November 28, 2014 (San Diego’s East County) – Environmentalists have launched a petition at Moveon.org asking the public to sign in opposition to the Desert Renewable Energy Plan, which would open up millions of acres of California deserts to industrial-scale wind and solar projects. Instead, environmental leaders want the California Energy Commission to do an analysis of rooftop solar as an alternative. 

You can sign the petition here:  http://petitions.moveon.org/sign/we-dont-have-to-sacrifice?source=c.em.mt&r_by=1516679

The petition states: “More renewable energy is available from rooftop solar in San Diego and Los Angeles Counties than will be derived from the siting of utility-scale generating facilities on 2 million acres of desert habitat called for in the Desert Renewable Energy Conservation Plan. The unintended consequences of utility-scale facilities in the desert are becoming known and are unacceptable--dust storms in Lancaster, midair incineration of birds at Ivanpah, depletion of scarce groundwater in Borrego Springs.”

The petition was started by Borrego Springs resident David Garmon, president of the Tubb Canyon Desert Conservancy. It is supported by the Desert Protective Council in San Diego and by Basin and Range Watch, another southwest environmental protection organization.

Garmon, author of the petition, says the plan was well-meaning, ie to reduce greenhouse gas emissions, but has disastrous consequences—and there are safer and greener ways to produce the same power locally.  “The road to Hell is paved with good intentions,” he says of the DRECP, which covers 22.5 million acres of Southern California, including 268,acres in San Diego County in the Borrego Springs area.

Terry Weiner, head of the DPC, writes, “The DPC disagrees with the premise of the DRECP, which is to continue expanding renewable energy development in our beleaguered California desert. We are learning from the photovoltaic solar developments in Imperial County that the “lake effect” of the panels from a birds-eye view has caused the death of over 150 species, and thousands of individual birds. Birds are being incinerated in the solar flux at the Ivanpah Solar Power Tower project in the Mojave Desert.”

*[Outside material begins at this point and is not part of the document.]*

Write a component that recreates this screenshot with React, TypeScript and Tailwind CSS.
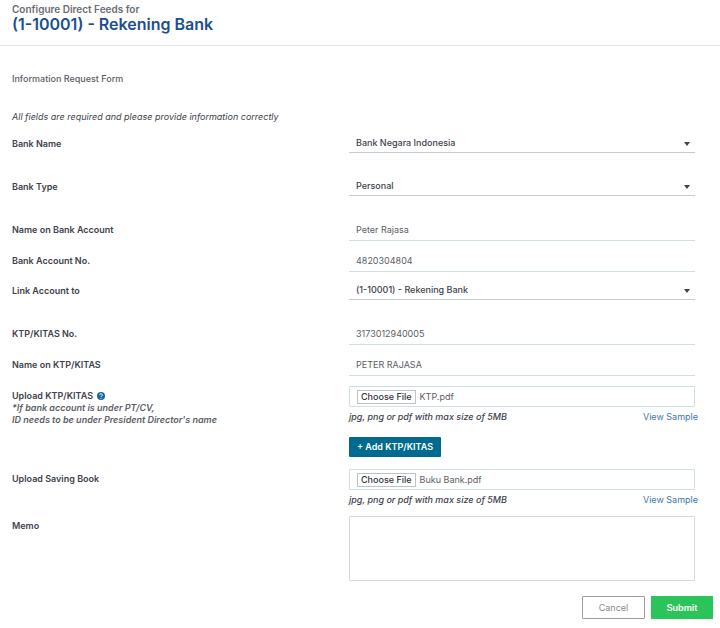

She adds, “We know that developers are allowed to scrape clean all plant and animal life on a solar or wind project site and the consequent loss of soil and plants is creating huge dust clouds in the desert. Impacts to other mammal species from these industrial-scale projects are virtually unknown. Also unknown is what the cumulative impact on the desert ecosystem would be with the addition of hundreds of remote, large-scale energy projects, along with climate change and ongoing down drafting of desert aquifers.”

The environmental leader asks, “How can we in good conscience allow carving up of more of the California desert when there are still hundreds of thousands of rooftops that could be producing solar energy and helping us meet our renewable energy goals?”

Click here to read the DRECP Executive Summary summary of the 8,000 page Desert Renewable Energy Conservation Plan.

 

Chris Clark at TV Los Angeles called the plan “bad for democracy:  KCET on the DRECP.

The public comment period has been extended until February 23, 2015. You can send official public comments to docket@energy.ca.gov.

You can click here to sign the online petition.

Petition sponsors provided some suggestions as to comments you may want to make, or, you can simply click here for a ready-to-send pre-addressed email letter that you can sign as-is or modify with your own words. Alternatively you can, download this text file to copy/paste into your preferred email program.

The DRECP (the Plan) was developed over the past five years by the U.S.Department of the Interior, the Bureau of Land Management, the California Energy Commission, the California Department of Fish and Wildlife, the California Department of Parks and Recreation.

The major utilities,, including Sempra, PG&E and Southern California Edison all support the plan—and would profit from it.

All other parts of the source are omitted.